Palaeoenvironmentally, the silty mudstones formed on the mid-shelf area in water depths that were moderately shallow, but below normal wave base. The accompanying sandstones rep resent sublittoral sheet sands, probably deposited under the influence of storm-waves plus tidal or storm-surge ebb conditions which took sand from nearshore to the shelf. The limestone beds are analogous 'event deposits', possibly being formed under similar storm conditons, by transport and reworking of autochthonous bioclastic debris. The transition of the Pen-y-Lan Mudstone into the overlying Rhymney Grit, marked by an increased sandstone content and a decrease in faunal diversity in its highest part, reflects the change to a more restricted, inner shelf environment. Brachiopods from the Pen-y-Lan Mudstone have been interpreted (Hurst et al., 1978) as representing a probable Isorthis clivosa or Dicoelosia biloba Community, the presumed palaeoslope position of these broadly agreeing with that deduced from the sedimentological evidence.

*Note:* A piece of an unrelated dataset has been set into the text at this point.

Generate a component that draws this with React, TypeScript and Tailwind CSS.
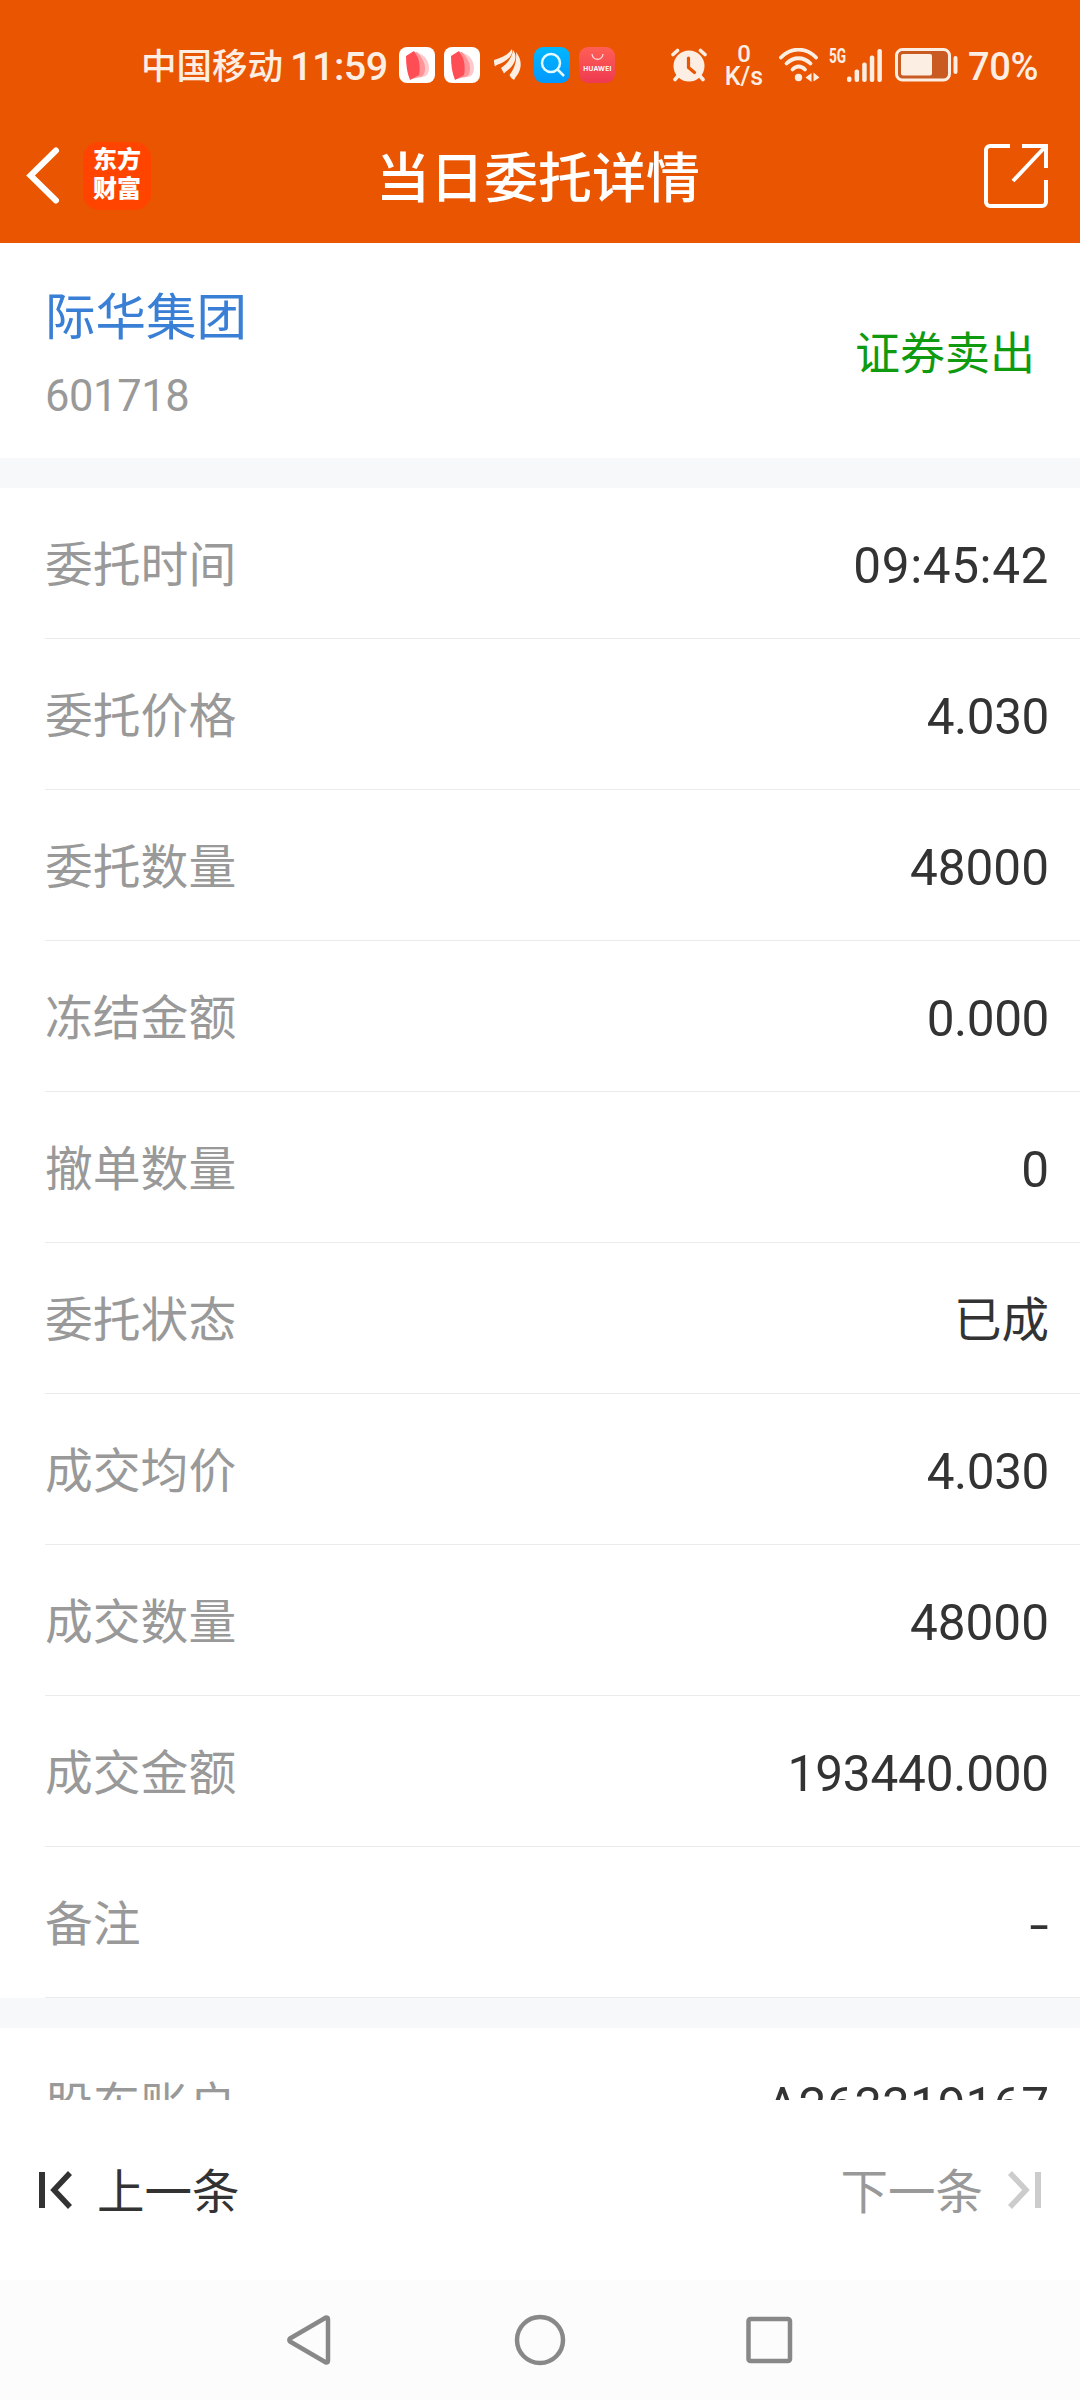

The Penylan Quarry site links stratigraphically with the nearby Rumney Quarry GCR site that exposes the Cae Castell Formation, in particular the Rhymney Grit. The latter formation and succeeding sediments of Ludlow age are encompassed within the geographically intermediate Rumney River site.
Conclusions
Penylan Quarry has for over a century provided a wealth of mainly shelly fossils for systematic, and latterly also ecological, studies. It represents the type locality for various invertebrate species and has also provided graptolite specimens that were critical in determining the Wenlock age of the Pen-y-Lan Mudstone, the oldest stratigraphical unit of the Cardiff Silurian inlier. Together with the Rumney Quarry and Rumney River GCR sites it helps provide complete coverage of all the main lithostratigraphical units of Wenlock age in this part of south Wales. The Pen-y-Lan Mudstone, which has its best exposure here, has been widely used in mid-Wenlock facies interpretations and palaeogeographical reconstructions of this region.